Under r 14.36(3), the one-month deadline to challenge a Case Management Officer’s administrative decision was missed, and no application to extend time was brought, leaving the Court without authority or jurisdiction to hear the application.
The Arbitration Act, including s 44(2) and the definition of “court” in s 1(c)(ii), confines applications for permission to appeal arbitration awards on questions of law to the Court of King’s Bench, with no statutory right to appeal an arbitration award directly to the Court of Appeal.
Consistent with prior decisions (Sherwin-Williams Company v Walls Alive (Edmonton) Ltd, 719491 Alberta Inc v Canada Life Assurance Company, and Schafer v Schafer), the Court reaffirmed that a denial of permission to appeal an arbitration award under s 44(2) is final and cannot be appealed to the Court of Appeal under s 48.
The Case Management Officer acted within the broad powers granted by s 14(2) of the Court of Appeal Act and r 14.36(1), correctly advised that the Court had no jurisdiction, and provided a fair and reasonable option to discontinue the appeal without additional expense.
The Court ordered that the application be dismissed and stated that Mr Sejnowski’s $600 filing fee would be repaid if he files a discontinuance of the appeal by January 30, 2026; otherwise, the fee will not be repaid and the appeal will eventually be struck.

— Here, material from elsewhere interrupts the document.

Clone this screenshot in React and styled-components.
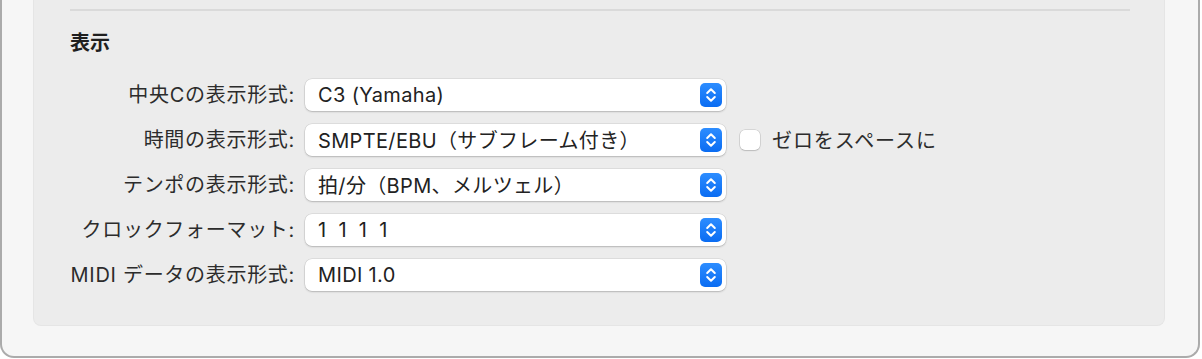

Background and facts of the dispute
Tadeusz Sejnowski is a member of the Polish Canadian Society. The Polish Canadian Society, the Polish Veterans Society, and the Polish Combatants’ Association in Canada Inc, Edmonton, Branch No 6, own and operate the Polish Hall through a joint venture agreement. Mr Sejnowski commenced an action against the Polish Hall and the Polish Canadian Society, alleging shortfalls related to governance and financial reporting requirements. The action was stayed pursuant to the Arbitration Act, RSA 2000, c-4, because the joint venture agreement contained a mandatory arbitration provision, as noted in Sejnowski v Polish Hall, 2025 ABKB 419, at paragraphs 1-3. Following the stay, the parties entered into an arbitration agreement dated February 14, 2024 and proceeded with arbitration. An arbitration award was released on July 26, 2024. Mr Sejnowski then sought leave to appeal the arbitration award to the Court of King’s Bench under s 44 of the Arbitration Act, which requires a party to obtain permission to appeal an arbitration award on a question of law. The chambers judge declined to grant permission to appeal on any of the proposed grounds. On August 11, 2025, Mr Sejnowski submitted a notice of appeal to the Court of Appeal. On that same day, a Case Management Officer advised him that the Court of Appeal had no jurisdiction to hear the appeal and that his only option was to discontinue it. She directed him to the discontinuance of appeal template on the Court’s website and informed him she would ask Registry to refund the filing fee for the notice of appeal if he submitted the discontinuance by August 15, 2025. He did not do so. Instead, he brought the present application to rescind the Case Management Officer’s administrative direction on December 11, 2025.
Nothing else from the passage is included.